PP3 - Lecture des Pentagon Papers

Par Mike Gravel et Joe Lauria, traduit par Jocelyne le Boulicaut

lundi 30 août 2021, par JMT

AID soutient financièrement le très intéressant site "Les-crises.fr" depuis plusieurs années. Nous avons fait un pas de plus en participant aux traductions des textes anglais quand le site fait appel à la solidarité de ses adhérents. Nous avons donc mandaté une de nos adhérentes, Jocelyne LE BOULICAUT, enseignante universitaire d’anglais retraitée, pour y participer en notre nom et nous indemnisons son temps passé avec notre monnaie interne

Divulgation des Pentagon Papers au Congrès PP3- Lecture des Pentagon Papers

Le 23 juin 2021 Par Mike Gravel et Joe Lauria

Troisième partie : Lecture des Pentagon Papers

Dans la troisième partie de cette série en huit épisodes, le sénateur Mike Gravel présente les Pentagon Papers lors d’une audition devant une sous-commission du Sénat et connaître la vérité sur ce qu’ont fait les États-Unis le frappe de plein fouet.

Mike Gravel (décédé le 26 Juin 2021) a siégé au Sénat américain pendant deux mandats en tant que représentant de l’Alaska de 1969 à 1981. Au cours de sa deuxième année au Sénat, Gravel a diffusé rendu publics les Pentagon Papers à une époque où la publication par les journaux avait été bloquée. Gravel était un farouche opposant au militarisme américain et s’est présenté à l’investiture du parti démocrate pour la présidence en 2008 et en 2020.
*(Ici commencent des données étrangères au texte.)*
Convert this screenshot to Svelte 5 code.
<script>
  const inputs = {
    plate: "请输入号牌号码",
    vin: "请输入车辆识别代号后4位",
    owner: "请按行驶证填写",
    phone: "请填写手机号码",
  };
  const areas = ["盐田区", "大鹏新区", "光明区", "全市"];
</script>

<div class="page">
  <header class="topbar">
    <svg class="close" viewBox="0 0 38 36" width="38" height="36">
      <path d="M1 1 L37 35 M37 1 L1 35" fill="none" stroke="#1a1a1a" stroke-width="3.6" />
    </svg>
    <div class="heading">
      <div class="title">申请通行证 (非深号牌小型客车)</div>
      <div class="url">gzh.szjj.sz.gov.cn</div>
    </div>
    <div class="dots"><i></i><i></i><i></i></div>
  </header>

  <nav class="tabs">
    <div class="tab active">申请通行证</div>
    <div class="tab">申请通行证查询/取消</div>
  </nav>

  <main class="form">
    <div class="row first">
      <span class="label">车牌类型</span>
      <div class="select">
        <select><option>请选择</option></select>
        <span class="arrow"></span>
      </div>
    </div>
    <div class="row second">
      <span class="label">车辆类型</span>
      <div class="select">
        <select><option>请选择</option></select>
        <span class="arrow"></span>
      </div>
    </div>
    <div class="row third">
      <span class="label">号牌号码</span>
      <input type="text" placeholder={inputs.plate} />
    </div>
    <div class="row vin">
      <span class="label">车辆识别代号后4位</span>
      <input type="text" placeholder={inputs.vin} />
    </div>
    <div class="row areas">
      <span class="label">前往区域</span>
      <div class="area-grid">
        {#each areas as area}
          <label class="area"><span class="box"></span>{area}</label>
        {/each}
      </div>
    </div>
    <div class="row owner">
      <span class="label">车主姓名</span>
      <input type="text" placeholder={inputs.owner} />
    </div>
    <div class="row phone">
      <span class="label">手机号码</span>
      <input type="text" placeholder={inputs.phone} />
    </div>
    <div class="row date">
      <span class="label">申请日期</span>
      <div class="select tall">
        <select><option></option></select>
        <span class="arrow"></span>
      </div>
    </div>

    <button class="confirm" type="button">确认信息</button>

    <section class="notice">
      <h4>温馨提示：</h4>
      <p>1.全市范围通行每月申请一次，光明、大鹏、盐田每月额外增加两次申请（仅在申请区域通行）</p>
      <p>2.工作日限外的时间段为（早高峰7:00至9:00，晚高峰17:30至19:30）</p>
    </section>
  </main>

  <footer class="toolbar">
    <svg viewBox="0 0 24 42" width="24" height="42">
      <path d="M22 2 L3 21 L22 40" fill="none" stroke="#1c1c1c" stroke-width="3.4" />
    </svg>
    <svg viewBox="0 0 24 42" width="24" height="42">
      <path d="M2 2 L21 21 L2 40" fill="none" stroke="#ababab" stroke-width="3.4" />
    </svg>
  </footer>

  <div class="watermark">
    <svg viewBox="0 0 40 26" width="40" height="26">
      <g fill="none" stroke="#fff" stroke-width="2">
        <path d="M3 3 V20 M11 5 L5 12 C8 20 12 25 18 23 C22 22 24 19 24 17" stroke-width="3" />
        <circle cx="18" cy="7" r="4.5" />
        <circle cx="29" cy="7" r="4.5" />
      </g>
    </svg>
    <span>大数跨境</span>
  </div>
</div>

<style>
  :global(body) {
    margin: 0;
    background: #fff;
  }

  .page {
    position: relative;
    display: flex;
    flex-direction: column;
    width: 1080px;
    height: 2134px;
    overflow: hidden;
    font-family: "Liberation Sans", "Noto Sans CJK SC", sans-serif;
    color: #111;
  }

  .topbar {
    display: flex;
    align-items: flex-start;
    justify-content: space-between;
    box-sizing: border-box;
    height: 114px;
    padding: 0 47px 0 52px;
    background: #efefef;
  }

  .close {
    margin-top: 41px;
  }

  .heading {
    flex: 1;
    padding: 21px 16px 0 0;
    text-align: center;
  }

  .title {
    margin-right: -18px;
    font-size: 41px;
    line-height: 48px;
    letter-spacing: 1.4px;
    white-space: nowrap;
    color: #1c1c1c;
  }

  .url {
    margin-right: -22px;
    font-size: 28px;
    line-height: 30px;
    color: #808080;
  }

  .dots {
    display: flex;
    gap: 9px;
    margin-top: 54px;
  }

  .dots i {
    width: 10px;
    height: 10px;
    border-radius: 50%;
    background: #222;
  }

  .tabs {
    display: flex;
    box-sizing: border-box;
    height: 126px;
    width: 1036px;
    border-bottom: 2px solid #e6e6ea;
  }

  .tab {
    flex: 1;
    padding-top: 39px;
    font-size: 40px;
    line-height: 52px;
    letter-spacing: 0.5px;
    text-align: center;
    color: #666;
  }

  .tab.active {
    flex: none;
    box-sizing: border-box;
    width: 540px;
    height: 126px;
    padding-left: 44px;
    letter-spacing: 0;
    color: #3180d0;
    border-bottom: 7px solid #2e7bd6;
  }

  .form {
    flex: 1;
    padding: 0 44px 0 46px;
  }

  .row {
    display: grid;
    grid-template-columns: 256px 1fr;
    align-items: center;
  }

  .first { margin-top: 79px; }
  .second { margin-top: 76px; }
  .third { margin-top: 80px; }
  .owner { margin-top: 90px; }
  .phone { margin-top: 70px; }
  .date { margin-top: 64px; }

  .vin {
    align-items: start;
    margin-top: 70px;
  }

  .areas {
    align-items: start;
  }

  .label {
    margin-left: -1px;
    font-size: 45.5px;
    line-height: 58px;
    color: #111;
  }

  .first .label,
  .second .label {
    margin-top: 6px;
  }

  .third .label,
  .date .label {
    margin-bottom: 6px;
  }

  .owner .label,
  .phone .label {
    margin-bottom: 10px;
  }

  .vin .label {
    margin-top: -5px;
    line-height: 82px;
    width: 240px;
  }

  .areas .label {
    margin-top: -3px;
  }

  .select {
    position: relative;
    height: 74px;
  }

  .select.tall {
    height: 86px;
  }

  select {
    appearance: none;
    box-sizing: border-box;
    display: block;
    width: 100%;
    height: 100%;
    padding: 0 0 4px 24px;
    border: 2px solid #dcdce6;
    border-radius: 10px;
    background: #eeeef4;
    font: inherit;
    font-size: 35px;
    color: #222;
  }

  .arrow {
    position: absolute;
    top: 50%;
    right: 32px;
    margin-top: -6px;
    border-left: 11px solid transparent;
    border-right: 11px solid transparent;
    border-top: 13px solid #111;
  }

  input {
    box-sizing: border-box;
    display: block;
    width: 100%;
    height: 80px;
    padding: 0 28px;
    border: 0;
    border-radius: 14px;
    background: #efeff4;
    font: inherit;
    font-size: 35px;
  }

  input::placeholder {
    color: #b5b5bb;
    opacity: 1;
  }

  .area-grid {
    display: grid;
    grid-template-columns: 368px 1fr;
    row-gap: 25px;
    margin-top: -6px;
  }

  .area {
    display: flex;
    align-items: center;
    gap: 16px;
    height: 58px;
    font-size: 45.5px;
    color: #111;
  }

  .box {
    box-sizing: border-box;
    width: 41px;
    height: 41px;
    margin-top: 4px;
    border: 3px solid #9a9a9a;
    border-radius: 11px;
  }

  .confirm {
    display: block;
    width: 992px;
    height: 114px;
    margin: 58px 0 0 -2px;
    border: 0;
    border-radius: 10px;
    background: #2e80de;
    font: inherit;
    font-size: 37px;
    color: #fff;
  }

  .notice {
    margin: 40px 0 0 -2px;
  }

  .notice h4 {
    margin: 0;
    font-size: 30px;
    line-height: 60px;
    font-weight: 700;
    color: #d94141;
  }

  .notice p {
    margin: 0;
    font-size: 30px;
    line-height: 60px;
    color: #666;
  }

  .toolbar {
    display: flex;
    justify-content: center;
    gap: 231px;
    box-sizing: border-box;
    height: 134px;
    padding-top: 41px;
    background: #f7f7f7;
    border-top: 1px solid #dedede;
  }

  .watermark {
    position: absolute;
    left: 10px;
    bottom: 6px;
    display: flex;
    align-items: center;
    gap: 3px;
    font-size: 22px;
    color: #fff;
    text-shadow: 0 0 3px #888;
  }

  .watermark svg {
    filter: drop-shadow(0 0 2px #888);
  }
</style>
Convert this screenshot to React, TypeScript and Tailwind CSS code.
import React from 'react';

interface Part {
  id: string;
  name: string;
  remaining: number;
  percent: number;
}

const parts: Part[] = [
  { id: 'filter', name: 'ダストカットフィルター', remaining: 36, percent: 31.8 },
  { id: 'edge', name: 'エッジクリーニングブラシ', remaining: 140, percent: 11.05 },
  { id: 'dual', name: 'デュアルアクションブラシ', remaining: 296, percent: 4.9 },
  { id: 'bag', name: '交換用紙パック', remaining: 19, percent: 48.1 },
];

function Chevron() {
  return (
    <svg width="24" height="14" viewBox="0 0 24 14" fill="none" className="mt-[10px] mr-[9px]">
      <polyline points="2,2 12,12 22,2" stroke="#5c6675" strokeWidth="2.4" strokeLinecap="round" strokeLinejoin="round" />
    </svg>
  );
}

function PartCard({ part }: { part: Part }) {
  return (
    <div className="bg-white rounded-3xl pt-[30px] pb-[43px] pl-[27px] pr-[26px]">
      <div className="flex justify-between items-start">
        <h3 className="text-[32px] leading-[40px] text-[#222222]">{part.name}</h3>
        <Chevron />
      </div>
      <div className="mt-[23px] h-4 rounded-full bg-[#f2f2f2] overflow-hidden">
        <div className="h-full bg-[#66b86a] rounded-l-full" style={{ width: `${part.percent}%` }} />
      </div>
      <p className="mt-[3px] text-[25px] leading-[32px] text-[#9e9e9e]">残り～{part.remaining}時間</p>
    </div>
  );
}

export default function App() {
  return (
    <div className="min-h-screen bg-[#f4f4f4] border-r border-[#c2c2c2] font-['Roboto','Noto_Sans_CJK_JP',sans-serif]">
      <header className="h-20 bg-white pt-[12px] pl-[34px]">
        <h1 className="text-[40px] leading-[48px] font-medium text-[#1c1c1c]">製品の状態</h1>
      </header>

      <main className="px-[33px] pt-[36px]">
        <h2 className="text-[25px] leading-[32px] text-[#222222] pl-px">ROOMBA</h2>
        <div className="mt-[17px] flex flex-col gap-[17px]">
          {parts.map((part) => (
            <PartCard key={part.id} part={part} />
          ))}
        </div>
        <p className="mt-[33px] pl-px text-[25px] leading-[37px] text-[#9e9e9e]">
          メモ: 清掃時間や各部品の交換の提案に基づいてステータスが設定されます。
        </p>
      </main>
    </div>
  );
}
Joe Lauria est rédacteur en chef de Consortium News et ancien correspondant à l’ONU pour le Wall Street Journal, le Boston Globe et de nombreux autres journaux. Il a été journaliste d’investigation pour le Sunday Times de Londres et a commencé sa carrière professionnelle en tant que pigiste pour le New York Times. On peut le joindre à l’adresse joelauria@consortiumnews.com et suivi sur Twitter @unjoe.

Dans la première partie, Gravel a apporté les documents au Capitole pour les rendre publics en les intégrant aux archives du Congrès.
La deuxième partie raconte comment Gravel a obtenu les documents d’Ellsberg. Voici la troisième partie de la série en plusieurs épisodes de Consortium News sur le 50e anniversaire du jour où le sénateur Mike Gravel a obtenu les Pentagon Papers des mains de Daniel Ellsberg et les conséquences auxquelles Gravel a dû faire face pour avoir divulgué ces documents top secrets au Congrès, quelques heures seulement avant que la Cour suprême ne se prononce sur l’affaire le 30 juin 1971.

Les extraits publiés ici sont tirés du livre A Political Odyssey (Une odyssée politique) du sénateur Mike Gravel et de Joe Lauria (Seven Stories Press). Il s’agit de l’histoire de Gravel racontée et écrite par Lauria.

Des soldats américains brûlent des huttes en herbe à My Tho, Vietnam, le 5 avril 1968. (Spécialiste de l’armée de Terre de quatrième classe Dennis Kurpius / Wikimedia Commons)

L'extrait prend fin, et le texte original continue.